Using Keras for predicting next word - keras

I have a sequence prediction problem that I approach as a language model.
My data contains 4 choices (1-4) and a reward (1-100) .
I started using Keras but I'm not sure it has the flexibility I need.
This is how the model's architecture looks :
I'm not sure about the test phase. One option is sampling:
And I'm not sure how to evaluate the output of this option vs my test set.
Another option is to give the trained model a sequence and let it plot the last timestep value (like giving a sentence and predicting last word) - but still having x = t_hat.
is it possible in Keras ? I can't find examples like this.

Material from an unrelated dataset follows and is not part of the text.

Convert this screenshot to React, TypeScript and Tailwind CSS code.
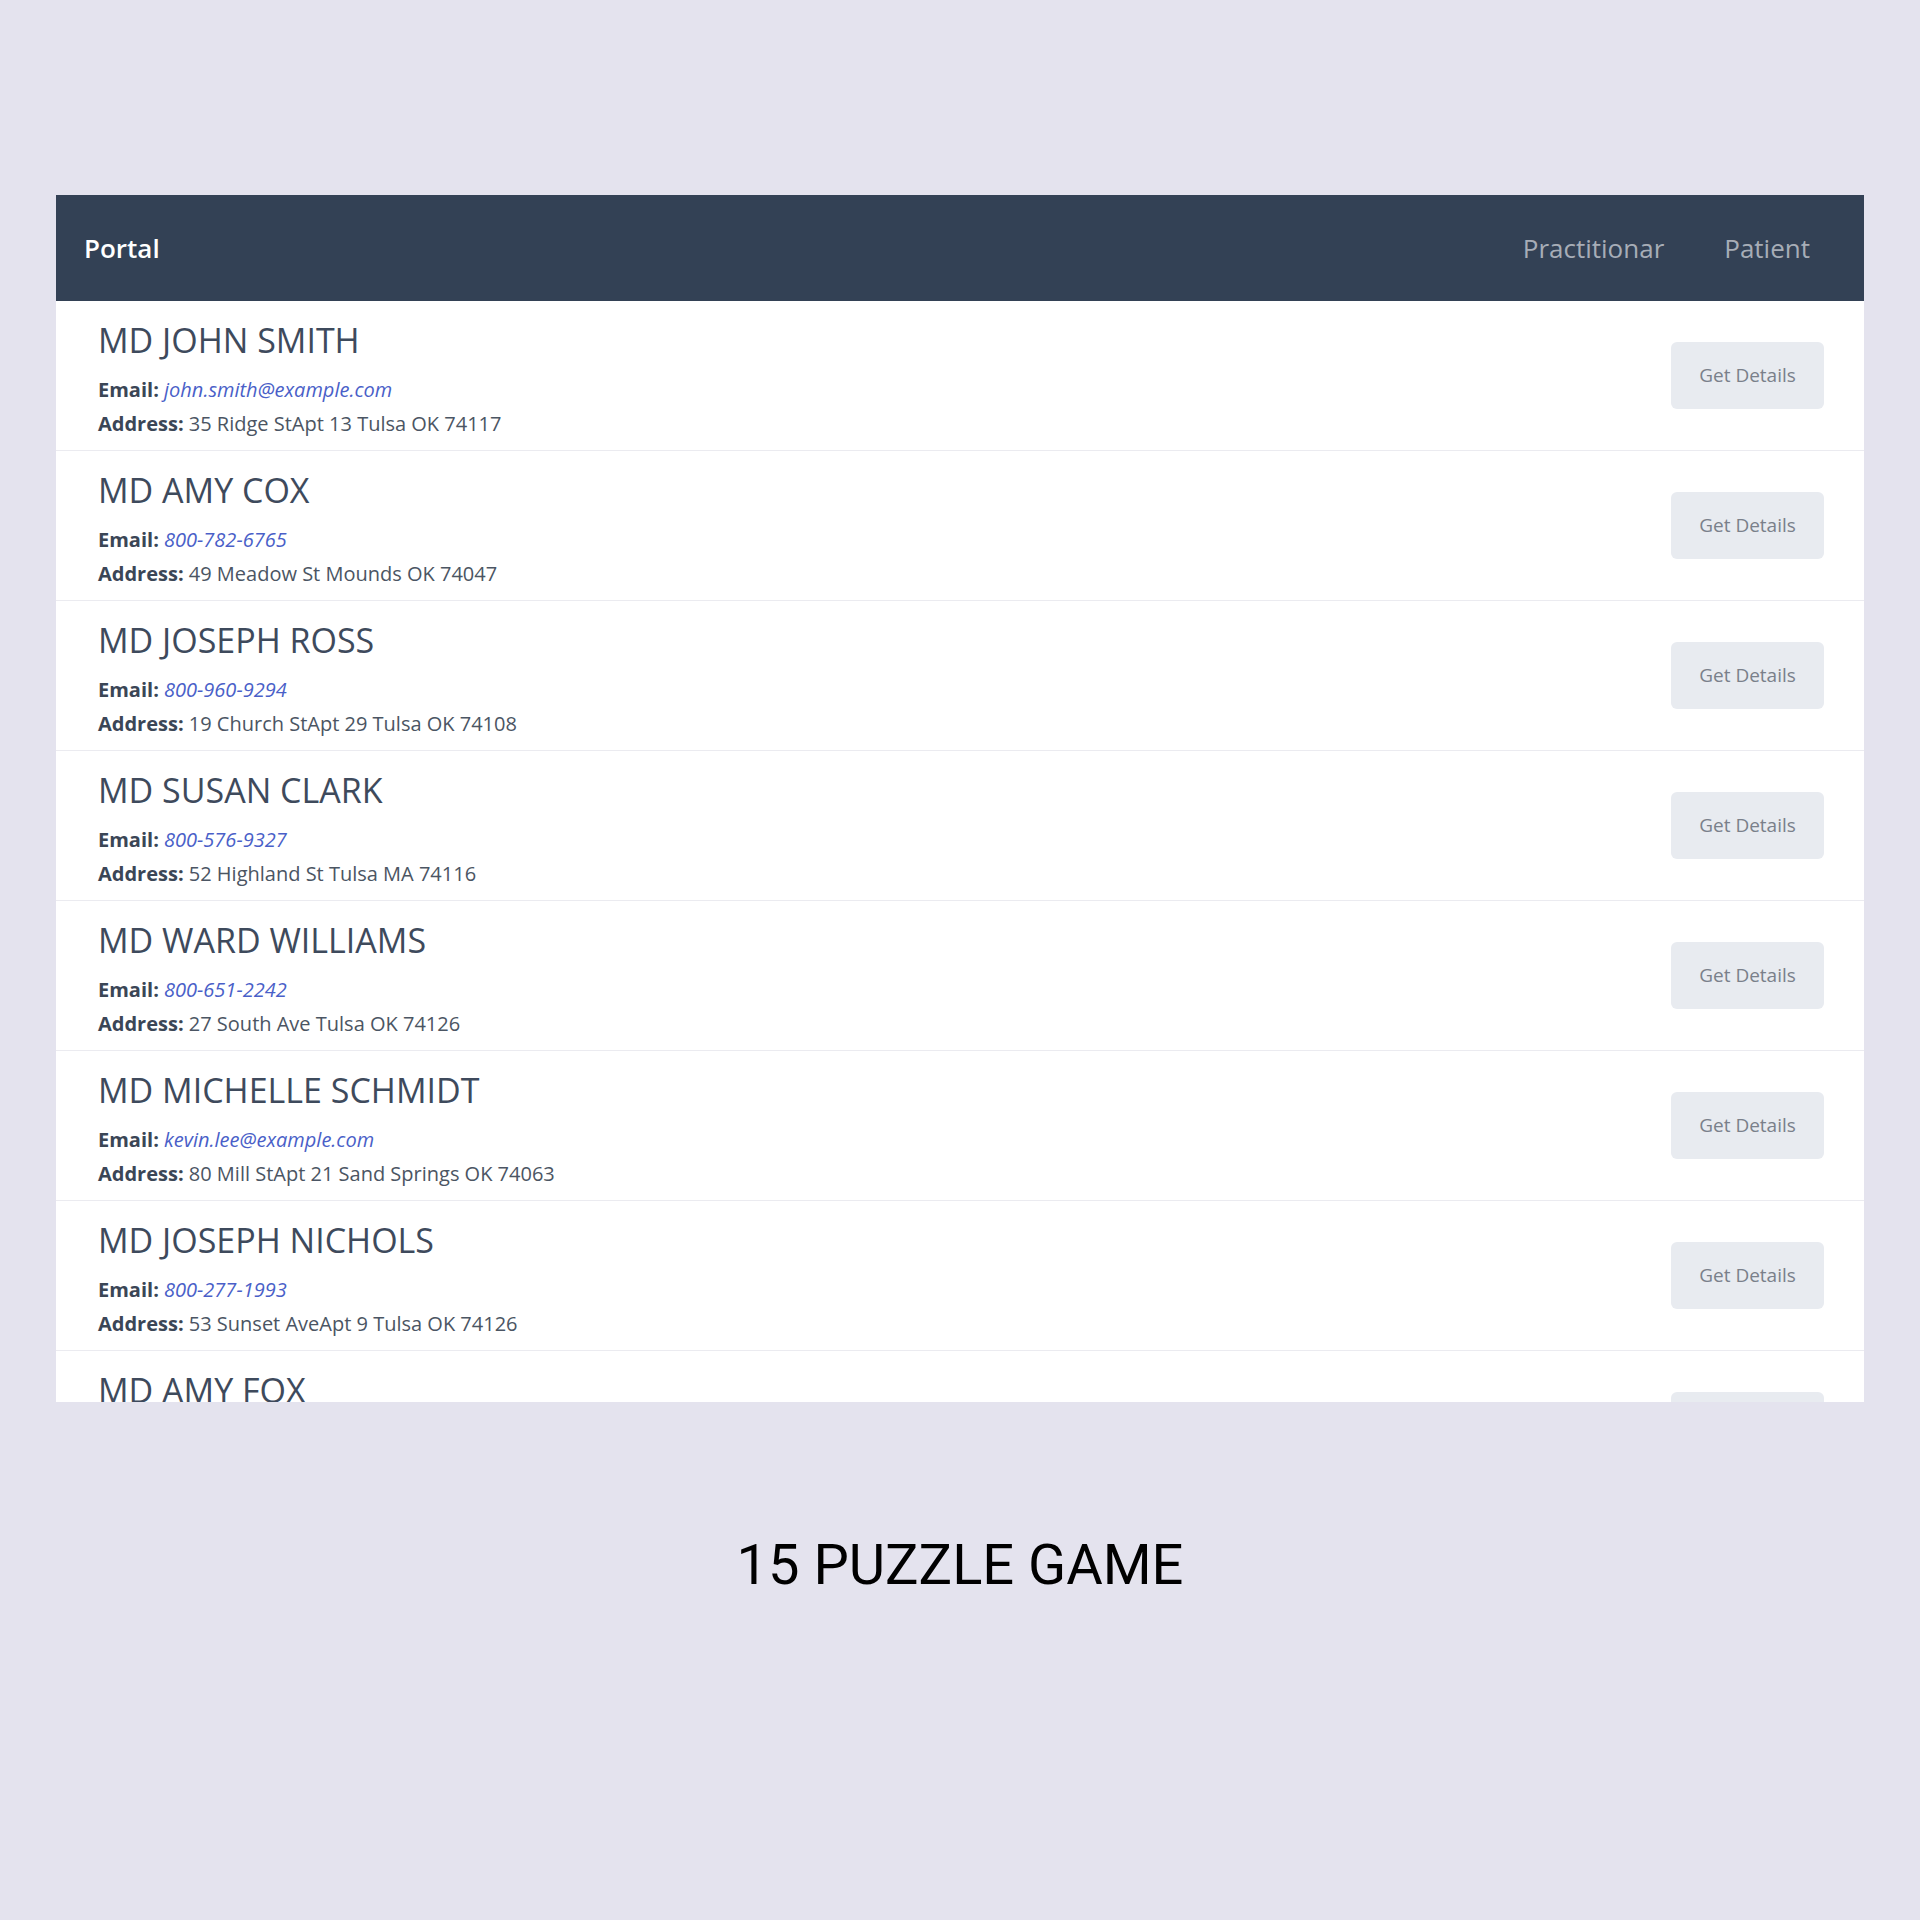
const doctors = [
  { name: "MD JOHN SMITH", email: "john.smith@example.com", address: "35 Ridge StApt 13 Tulsa OK 74117" },
  { name: "MD AMY COX", email: "800-782-6765", address: "49 Meadow St Mounds OK 74047" },
  { name: "MD JOSEPH ROSS", email: "800-960-9294", address: "19 Church StApt 29 Tulsa OK 74108" },
  { name: "MD SUSAN CLARK", email: "800-576-9327", address: "52 Highland St Tulsa MA 74116" },
  { name: "MD WARD WILLIAMS", email: "800-651-2242", address: "27 South Ave Tulsa OK 74126" },
  { name: "MD MICHELLE SCHMIDT", email: "kevin.lee@example.com", address: "80 Mill StApt 21 Sand Springs OK 74063" },
  { name: "MD JOSEPH NICHOLS", email: "800-277-1993", address: "53 Sunset AveApt 9 Tulsa OK 74126" },
  { name: "MD AMY FOX", email: "800-555-0142", address: "12 Pine St Tulsa OK 74105" },
];

const App = () => {
  return (
    <div className="w-[1920px] h-[1920px] bg-[#e4e3ee] flex flex-col items-center pt-[195px]">
      <div
        className="w-[1808px] h-[1207px] overflow-hidden bg-white flex flex-col"
        style={{ fontFamily: '"Open Sans", sans-serif' }}
      >
        <div className="h-[106px] shrink-0 bg-[#334155] flex items-center justify-between pl-[28px] pr-[54px]">
          <span className="text-[26px] text-white font-semibold">Portal</span>
          <div className="flex items-center gap-[60px] text-[26px] text-[#a7adb7]">
            <span>Practitionar</span>
            <span>Patient</span>
          </div>
        </div>
        {doctors.map((doc) => (
          <div
            key={doc.name}
            className="h-[150px] shrink-0 border-b border-[#ebebf0] flex items-center justify-between pl-[42px] pr-[40px]"
          >
            <div className="flex flex-col pt-[10px]">
              <h2 className="text-[34px] leading-[40px] text-[#3e4a5c]">{doc.name}</h2>
              <p className="mt-[13px] text-[20px] leading-[34px] text-[#4b5563]">
                <span className="font-bold text-[#3b4656]">Email: </span>
                <a className="italic text-[#4a5fc8]">{doc.email}</a>
              </p>
              <p className="text-[20px] leading-[34px] text-[#4b5563]">
                <span className="font-bold text-[#3b4656]">Address: </span>
                {doc.address}
              </p>
            </div>
            <button className="w-[153px] h-[67px] rounded-[6px] bg-[#e8ebf0] text-[19px] text-[#7a808a]">
              Get Details
            </button>
          </div>
        ))}
      </div>
      <p
        className="mt-[135px] text-[56px] text-black leading-none"
        style={{ fontFamily: "Roboto, sans-serif" }}
      >
        15 PUZZLE GAME
      </p>
    </div>
  );
};

export default App;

Besides passing the previous choice (or previous word) as an input , I need to pass the second feature, which is a reward value. The choice are one-hot encoded , how can I add a single number with an encoded vector?
EDIT :
This is the training phase (haven't done the sampling yet) :
model = Sequential()
model.add(LSTM(64, input_shape=(seq_length, X_train.shape[2]) , return_sequences=True))
model.add(Dense(y_cat_train.shape[2], activation='softmax'))
model.compile(loss='categorical_crossentropy', optimizer='adam', metrics=['accuracy'])
model.fit(X_train, y_cat_train, epochs=100, batch_size=10, verbose=2)

Google designed Keras to support all kind of needs and it should fit your need - YES.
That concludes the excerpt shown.